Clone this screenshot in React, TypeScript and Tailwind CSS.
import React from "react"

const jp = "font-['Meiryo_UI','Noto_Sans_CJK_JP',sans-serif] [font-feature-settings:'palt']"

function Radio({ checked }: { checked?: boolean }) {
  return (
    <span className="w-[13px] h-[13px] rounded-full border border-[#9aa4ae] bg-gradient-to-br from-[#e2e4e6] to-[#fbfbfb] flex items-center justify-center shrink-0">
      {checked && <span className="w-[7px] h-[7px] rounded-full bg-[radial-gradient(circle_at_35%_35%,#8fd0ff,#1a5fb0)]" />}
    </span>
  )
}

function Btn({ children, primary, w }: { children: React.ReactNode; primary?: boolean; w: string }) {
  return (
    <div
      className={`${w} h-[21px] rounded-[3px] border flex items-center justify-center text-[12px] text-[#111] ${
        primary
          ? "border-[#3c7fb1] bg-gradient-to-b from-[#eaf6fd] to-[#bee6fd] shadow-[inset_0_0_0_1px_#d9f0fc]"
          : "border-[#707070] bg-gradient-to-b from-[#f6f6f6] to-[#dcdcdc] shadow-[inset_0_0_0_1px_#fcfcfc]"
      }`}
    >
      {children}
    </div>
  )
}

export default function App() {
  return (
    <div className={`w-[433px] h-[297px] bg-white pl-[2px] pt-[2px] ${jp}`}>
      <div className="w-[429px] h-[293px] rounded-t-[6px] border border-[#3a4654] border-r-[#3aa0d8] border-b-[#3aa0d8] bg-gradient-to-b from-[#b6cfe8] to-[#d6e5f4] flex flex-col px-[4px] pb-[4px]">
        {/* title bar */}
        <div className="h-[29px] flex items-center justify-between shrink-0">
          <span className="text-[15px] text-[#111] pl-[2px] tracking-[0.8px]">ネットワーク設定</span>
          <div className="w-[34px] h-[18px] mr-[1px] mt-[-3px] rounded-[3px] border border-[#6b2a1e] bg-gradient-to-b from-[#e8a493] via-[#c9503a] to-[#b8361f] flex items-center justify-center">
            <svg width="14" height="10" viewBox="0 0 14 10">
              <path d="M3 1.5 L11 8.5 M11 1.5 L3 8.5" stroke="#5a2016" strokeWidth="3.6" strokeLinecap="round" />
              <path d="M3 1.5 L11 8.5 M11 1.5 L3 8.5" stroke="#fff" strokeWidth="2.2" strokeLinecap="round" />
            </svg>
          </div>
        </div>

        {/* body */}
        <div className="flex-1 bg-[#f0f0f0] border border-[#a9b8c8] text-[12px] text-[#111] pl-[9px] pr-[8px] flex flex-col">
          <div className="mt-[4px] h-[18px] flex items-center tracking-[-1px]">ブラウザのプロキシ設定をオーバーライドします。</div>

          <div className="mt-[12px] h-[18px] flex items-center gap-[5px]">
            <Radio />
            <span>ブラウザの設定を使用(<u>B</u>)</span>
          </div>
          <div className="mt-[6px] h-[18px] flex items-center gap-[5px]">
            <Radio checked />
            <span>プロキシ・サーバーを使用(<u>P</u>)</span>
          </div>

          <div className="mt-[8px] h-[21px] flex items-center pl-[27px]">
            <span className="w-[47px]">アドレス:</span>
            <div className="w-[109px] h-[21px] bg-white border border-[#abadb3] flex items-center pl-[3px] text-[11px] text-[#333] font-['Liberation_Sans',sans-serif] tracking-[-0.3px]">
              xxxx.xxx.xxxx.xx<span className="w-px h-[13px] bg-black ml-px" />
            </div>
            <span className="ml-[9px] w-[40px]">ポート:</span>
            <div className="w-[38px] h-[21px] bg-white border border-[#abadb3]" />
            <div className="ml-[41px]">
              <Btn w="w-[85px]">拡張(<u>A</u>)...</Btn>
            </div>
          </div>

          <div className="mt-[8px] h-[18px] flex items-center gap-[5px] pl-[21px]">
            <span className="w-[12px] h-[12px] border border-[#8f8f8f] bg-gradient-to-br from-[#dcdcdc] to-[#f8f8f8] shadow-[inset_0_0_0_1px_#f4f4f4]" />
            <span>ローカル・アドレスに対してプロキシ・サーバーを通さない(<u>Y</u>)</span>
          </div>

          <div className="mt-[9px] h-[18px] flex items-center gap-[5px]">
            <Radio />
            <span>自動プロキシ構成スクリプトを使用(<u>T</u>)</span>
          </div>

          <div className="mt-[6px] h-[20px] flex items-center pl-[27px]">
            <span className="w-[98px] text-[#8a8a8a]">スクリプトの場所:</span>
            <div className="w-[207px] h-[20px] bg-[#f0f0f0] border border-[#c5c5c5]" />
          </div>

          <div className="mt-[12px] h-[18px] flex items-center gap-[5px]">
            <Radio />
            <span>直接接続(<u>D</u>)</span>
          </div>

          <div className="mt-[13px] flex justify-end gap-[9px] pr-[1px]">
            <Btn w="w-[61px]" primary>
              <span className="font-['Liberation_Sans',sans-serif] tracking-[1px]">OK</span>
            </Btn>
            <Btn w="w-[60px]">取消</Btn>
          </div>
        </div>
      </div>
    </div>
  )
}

+===+

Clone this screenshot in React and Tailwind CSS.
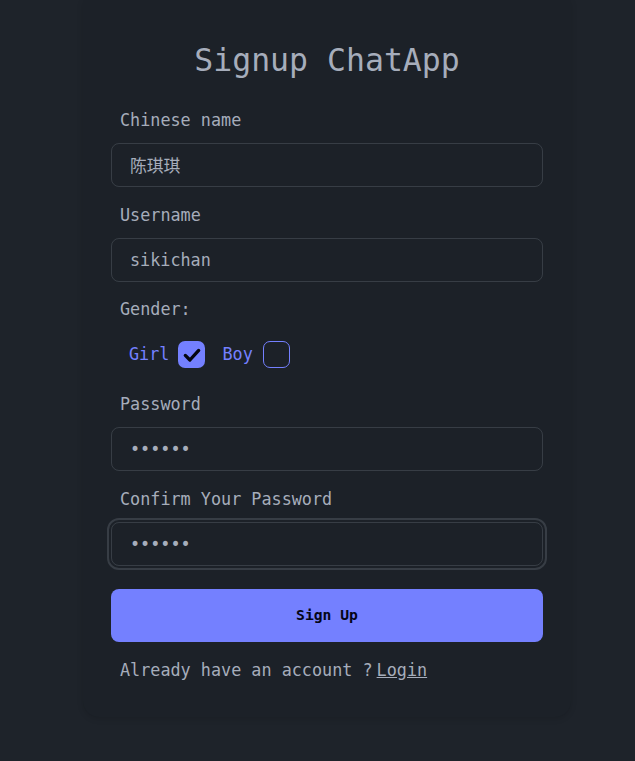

+===+

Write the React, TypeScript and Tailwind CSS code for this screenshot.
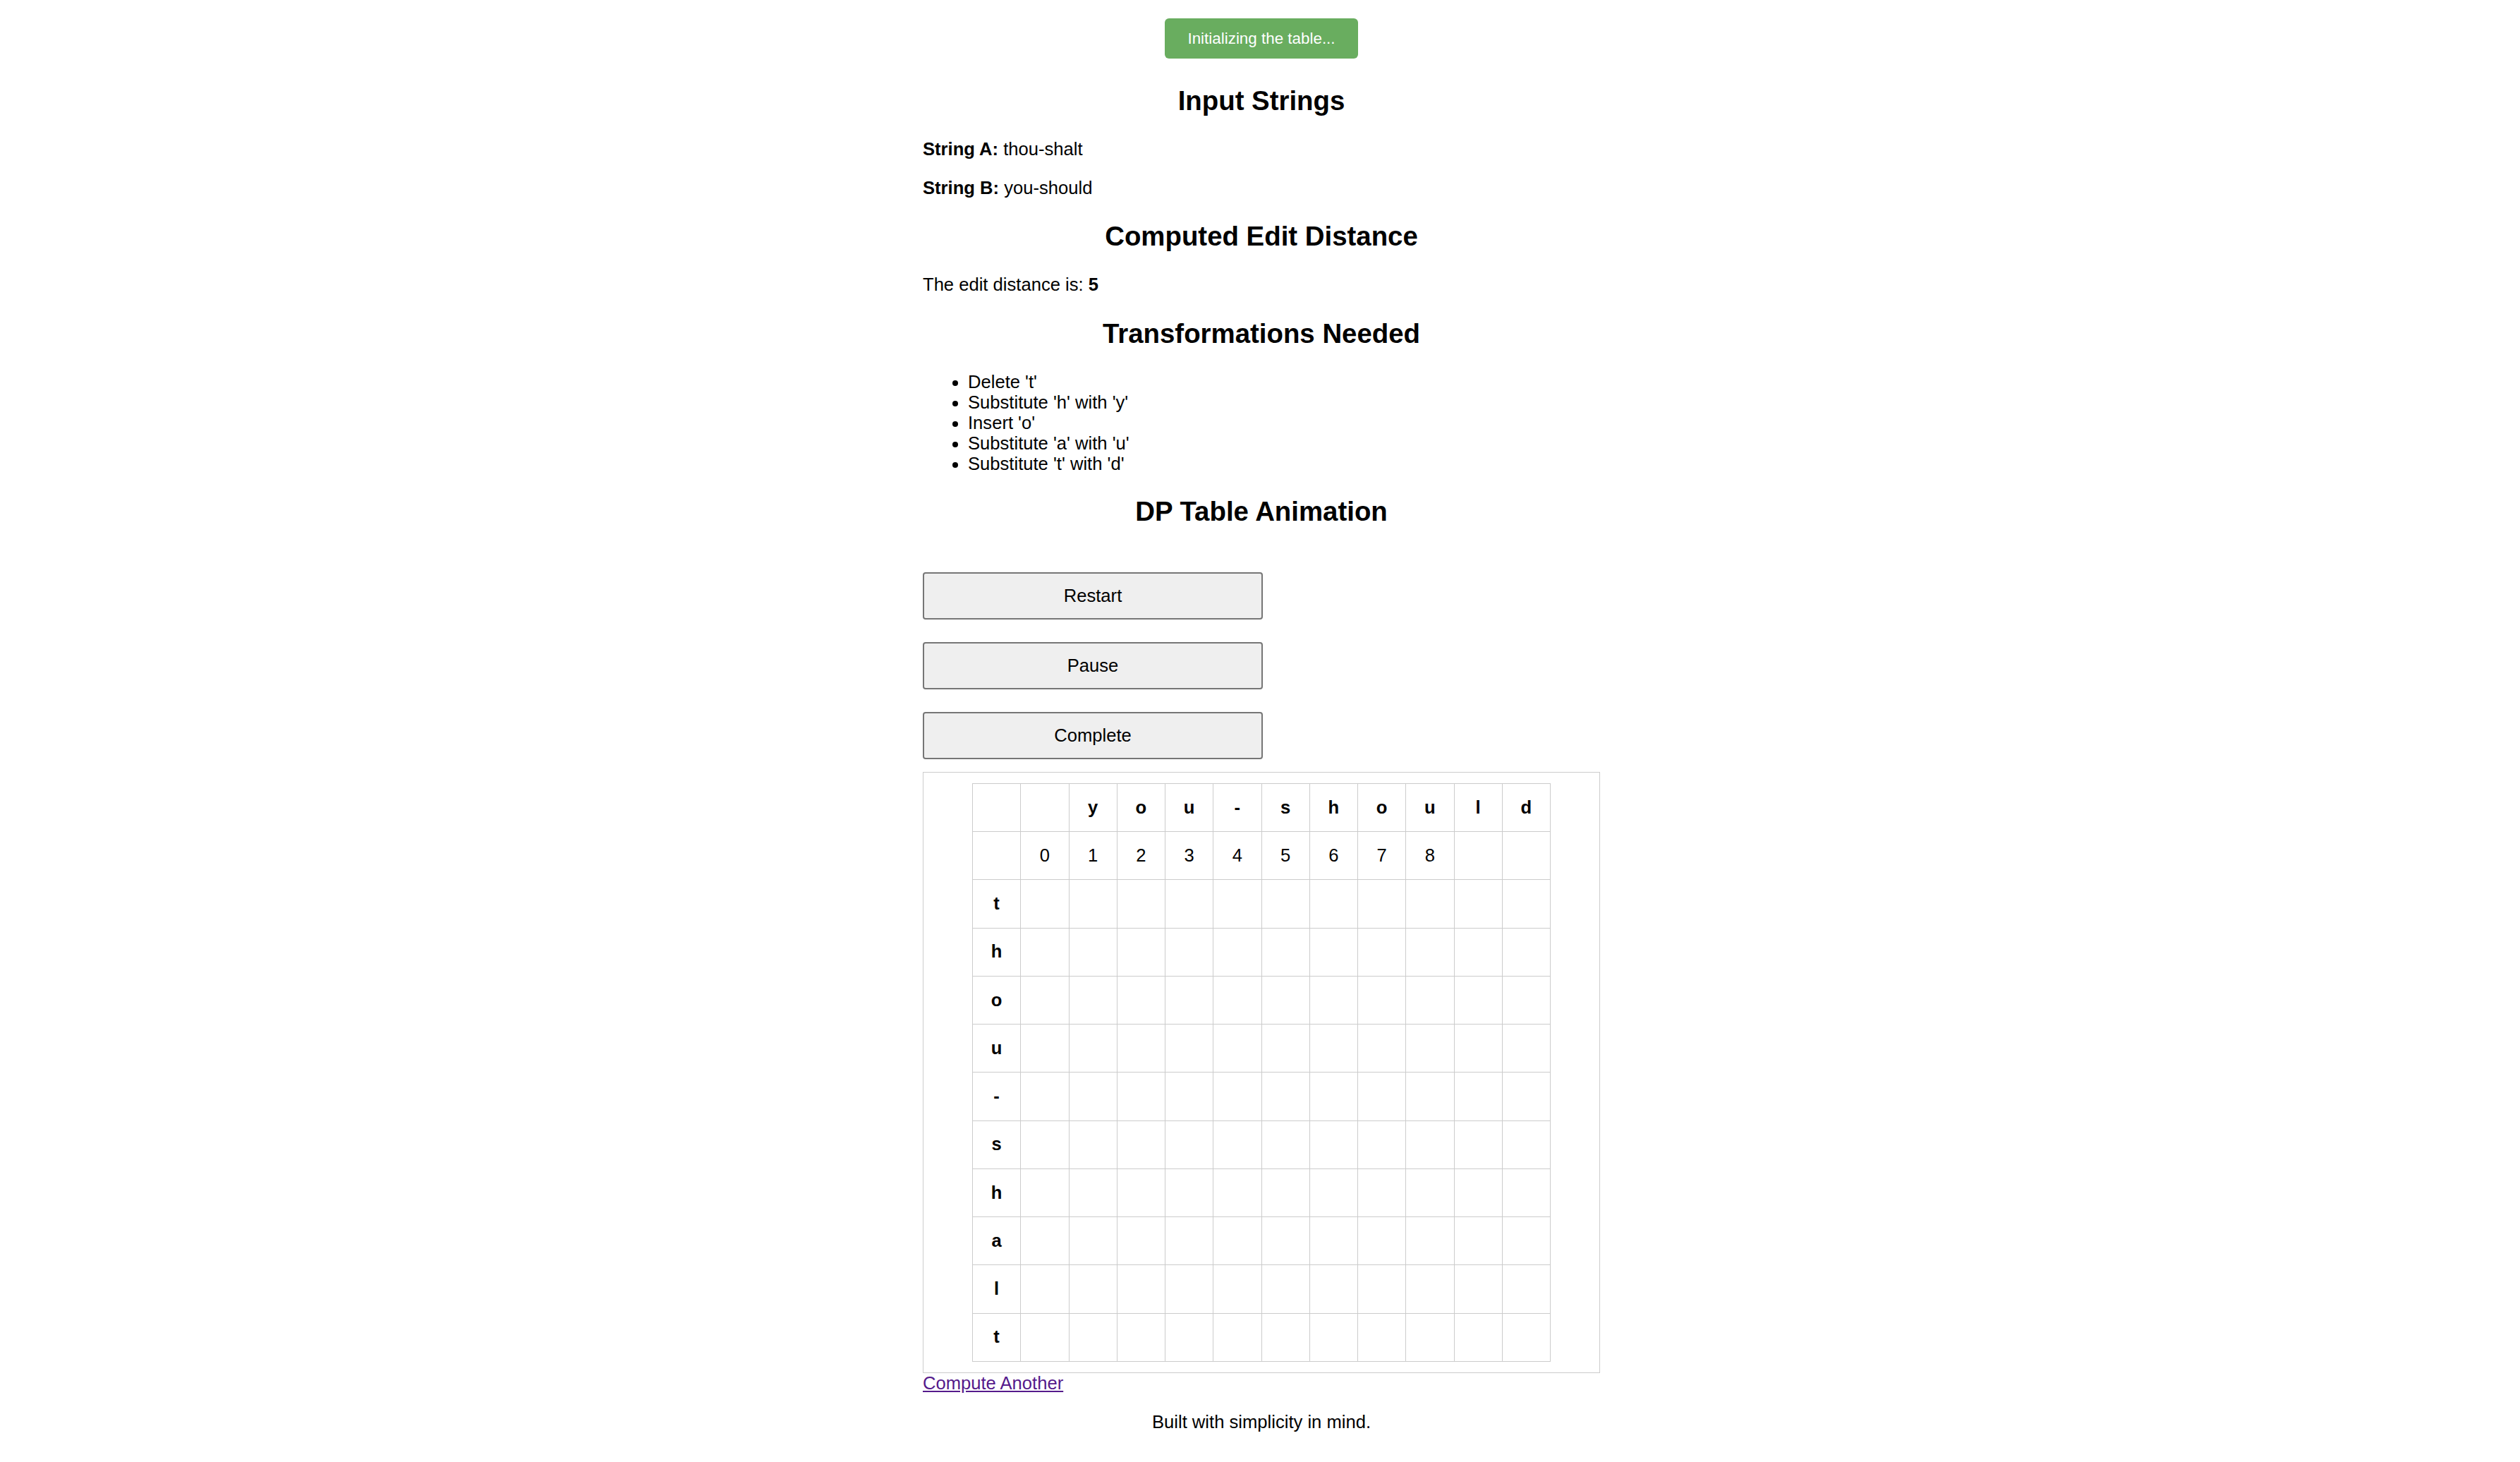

+===+

Description of the task
In the records above, find each line with the word "this" and copy it.

Completed task
Clone this screenshot in React, TypeScript and Tailwind CSS.
Clone this screenshot in React and Tailwind CSS.
Write the React, TypeScript and Tailwind CSS code for this screenshot.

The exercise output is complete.